Nice work this week. I'm going hunting in the morning and I will mull over a discussion point for the week based on "Catching Hell." I'll post tomorrow evening.

BTW, Molly gets extra credit for slipping in that Buggles reference. Click here for a look at the first music video ever played on MTV. Sorry for the annoying message that pops up at the start of the song. Just hit the play arrow and it goes away. Watching that video makes my a tad nostalgic the early 80s, when I was a young college boy working in a record store. But most of those memories wouldn't be appropriate for serious academic discourse.

Tuesday, October 11, 2011

Apple and the rise of digital music

There was a brief moment in the not too distant past when music was distributed for free on the Internet somewhat like news is today. Napster was the place where listeners downloaded and "shared" digital versions of their favorite music with other fans. The music industry took notice of all this free traffic and when to court to shut down Napster. iTunes rose Phoenix-like from Napsters' ashes to become the dominant music distribution system.

For newspapers grappling with a way to put the genie back in the bottle and figure out a way to get folks to start paying for their product again, the rise of iTunes may offer some hope: "Maybe we can get people used to getting something for free to start paying for it again?"

But were interested in the music story here, and from the business side of things, iTunes has been an unqualified success. Still, there are detractors. Jon Bon Jovi seems to think the move toward digital has diminished the discovery experience of music, going so far as to claim Steve Jobs is killing the music business. I wonder sometimes. Certainly my teen-age daughters experience music far differently from how I did when I was their age. I hung out in record stores, thumbing through racks of 12-inch vinyl, admiring the cover art and wondering how it represented the music inside. No need for that (either the record store or the experience of hanging out in one) when you have iTunes. My kids gather round the computer with friends, sample songs and buy the ones they like. I'm not sure my kids have ever put on the headphones and listened to an album from start to finish the way I did.

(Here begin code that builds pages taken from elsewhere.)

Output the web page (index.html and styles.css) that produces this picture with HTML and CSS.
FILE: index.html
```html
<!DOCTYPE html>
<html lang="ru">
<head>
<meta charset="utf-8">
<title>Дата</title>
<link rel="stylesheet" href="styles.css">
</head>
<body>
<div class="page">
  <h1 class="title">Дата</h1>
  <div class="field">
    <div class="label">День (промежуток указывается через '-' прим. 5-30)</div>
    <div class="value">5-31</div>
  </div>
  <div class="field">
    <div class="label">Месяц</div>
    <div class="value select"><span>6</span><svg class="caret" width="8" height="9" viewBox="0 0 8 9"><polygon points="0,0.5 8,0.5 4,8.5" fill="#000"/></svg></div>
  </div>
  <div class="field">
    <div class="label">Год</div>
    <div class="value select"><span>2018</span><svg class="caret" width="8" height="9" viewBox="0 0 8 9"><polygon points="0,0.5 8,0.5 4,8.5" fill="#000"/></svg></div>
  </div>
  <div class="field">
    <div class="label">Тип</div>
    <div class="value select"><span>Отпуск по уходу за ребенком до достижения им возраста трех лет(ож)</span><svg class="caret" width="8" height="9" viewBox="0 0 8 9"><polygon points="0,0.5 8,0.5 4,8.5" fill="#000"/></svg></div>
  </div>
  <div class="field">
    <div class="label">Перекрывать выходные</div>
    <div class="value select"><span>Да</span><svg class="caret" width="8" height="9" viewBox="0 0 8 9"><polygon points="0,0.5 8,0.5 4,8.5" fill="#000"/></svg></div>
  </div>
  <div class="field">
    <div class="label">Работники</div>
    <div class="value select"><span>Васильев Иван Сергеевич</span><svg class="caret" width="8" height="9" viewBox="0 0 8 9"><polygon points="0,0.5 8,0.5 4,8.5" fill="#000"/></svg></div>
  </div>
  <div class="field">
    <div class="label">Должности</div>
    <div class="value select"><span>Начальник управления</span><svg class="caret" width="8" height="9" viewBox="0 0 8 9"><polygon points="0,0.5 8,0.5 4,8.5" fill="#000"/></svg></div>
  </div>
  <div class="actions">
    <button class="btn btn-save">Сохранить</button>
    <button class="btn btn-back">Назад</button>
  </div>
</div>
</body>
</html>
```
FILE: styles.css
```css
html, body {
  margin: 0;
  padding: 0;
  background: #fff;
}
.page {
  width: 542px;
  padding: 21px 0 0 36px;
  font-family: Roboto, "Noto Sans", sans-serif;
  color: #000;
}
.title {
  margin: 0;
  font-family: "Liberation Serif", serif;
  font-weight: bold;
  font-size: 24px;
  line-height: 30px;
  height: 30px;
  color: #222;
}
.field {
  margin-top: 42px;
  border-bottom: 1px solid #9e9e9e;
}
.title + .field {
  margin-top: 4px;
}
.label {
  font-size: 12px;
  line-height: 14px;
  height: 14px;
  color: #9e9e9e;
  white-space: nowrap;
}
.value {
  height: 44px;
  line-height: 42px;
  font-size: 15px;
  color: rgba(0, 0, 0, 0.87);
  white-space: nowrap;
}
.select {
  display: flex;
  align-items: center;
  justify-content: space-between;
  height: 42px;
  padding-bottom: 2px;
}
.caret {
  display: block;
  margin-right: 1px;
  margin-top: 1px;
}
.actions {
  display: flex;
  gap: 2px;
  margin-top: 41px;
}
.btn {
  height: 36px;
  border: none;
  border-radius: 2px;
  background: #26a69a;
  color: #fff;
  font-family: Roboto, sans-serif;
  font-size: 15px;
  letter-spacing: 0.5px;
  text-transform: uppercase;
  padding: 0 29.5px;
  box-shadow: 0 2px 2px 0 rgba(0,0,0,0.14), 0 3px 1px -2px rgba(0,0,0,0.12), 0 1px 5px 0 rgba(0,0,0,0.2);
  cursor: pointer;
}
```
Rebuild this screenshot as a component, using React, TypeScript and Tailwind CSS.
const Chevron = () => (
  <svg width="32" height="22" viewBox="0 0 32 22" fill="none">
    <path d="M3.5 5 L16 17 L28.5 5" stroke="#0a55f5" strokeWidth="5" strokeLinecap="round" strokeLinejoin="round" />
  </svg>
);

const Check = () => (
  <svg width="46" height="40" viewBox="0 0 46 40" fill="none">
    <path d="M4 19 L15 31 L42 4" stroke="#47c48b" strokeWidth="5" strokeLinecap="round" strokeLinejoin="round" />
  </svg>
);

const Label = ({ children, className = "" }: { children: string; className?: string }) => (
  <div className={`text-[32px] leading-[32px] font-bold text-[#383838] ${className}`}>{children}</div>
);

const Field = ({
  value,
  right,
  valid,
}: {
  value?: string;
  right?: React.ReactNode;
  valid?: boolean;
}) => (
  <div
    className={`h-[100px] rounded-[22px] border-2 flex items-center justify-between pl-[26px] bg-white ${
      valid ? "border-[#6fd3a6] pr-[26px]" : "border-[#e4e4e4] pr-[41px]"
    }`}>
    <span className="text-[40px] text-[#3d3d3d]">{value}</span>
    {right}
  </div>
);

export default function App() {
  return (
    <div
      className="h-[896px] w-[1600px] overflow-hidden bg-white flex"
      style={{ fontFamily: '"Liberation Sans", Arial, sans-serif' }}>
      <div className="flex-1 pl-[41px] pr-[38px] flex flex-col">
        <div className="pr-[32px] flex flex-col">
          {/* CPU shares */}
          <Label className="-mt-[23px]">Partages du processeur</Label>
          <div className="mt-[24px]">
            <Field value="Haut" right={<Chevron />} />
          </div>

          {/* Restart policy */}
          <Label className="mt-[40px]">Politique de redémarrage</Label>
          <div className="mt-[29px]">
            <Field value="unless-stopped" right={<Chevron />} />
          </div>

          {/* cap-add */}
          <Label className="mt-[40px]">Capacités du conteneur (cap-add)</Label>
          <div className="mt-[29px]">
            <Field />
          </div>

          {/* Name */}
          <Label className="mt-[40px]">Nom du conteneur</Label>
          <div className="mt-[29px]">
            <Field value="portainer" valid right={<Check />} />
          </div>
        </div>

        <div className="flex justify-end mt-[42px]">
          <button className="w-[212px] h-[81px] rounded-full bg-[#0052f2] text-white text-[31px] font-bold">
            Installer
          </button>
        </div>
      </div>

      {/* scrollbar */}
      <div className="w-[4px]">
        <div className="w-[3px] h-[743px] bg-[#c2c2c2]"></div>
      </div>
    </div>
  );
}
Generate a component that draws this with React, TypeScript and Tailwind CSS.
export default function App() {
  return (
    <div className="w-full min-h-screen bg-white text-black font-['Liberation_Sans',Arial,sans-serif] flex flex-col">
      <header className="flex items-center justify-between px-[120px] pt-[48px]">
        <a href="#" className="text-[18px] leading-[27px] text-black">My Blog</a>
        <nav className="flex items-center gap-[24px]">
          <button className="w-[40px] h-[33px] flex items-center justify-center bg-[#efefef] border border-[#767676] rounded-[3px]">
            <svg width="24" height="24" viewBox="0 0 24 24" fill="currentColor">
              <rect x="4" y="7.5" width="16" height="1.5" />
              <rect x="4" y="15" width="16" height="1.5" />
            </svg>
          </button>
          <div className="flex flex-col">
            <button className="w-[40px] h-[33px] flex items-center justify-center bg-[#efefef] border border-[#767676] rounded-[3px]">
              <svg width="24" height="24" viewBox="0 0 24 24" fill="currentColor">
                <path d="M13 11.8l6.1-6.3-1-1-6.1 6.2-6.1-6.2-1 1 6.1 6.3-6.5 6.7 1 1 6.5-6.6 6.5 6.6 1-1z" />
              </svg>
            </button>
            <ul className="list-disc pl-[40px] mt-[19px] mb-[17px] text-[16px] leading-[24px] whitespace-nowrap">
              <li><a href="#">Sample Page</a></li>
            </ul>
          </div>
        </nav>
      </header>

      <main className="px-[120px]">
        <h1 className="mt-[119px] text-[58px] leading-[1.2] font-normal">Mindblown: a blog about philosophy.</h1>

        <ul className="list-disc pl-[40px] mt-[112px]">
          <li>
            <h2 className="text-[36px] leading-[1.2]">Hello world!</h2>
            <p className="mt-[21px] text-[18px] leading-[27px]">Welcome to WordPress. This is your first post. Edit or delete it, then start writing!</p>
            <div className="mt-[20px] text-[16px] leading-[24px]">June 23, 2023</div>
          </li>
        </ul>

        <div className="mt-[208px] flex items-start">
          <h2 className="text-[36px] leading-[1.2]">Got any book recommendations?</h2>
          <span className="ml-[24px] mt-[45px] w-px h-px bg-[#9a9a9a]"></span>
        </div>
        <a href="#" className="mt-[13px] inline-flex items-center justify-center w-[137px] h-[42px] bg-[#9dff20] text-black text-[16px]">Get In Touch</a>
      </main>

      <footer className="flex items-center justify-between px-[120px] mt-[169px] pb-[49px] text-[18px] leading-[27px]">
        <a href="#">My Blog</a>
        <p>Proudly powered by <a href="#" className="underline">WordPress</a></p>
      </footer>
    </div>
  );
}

There are other criticisms of the digital model. For instance, does it give industry leaders, some of whom have "control" issues, too much influence over music they way they once did during the payola days? Or does the Long Tail Effect level the playing field, allowing more artists to get their music to their fans?

So our question for the week: How much is there to Bon Jovi's claim that digital killed the music industry? We've talked about the tactile experience of ink-on-paper media. Is there a similar experience that the old album cover and liner notes, as well as being grounded to a fixed-site device like a turntable, that changes music forever? Is that really a change, and if so, is it necessarily a bad thing?

I'll look for your comments by Friday. The Sound Media is open and ready for your test-taking pleasure.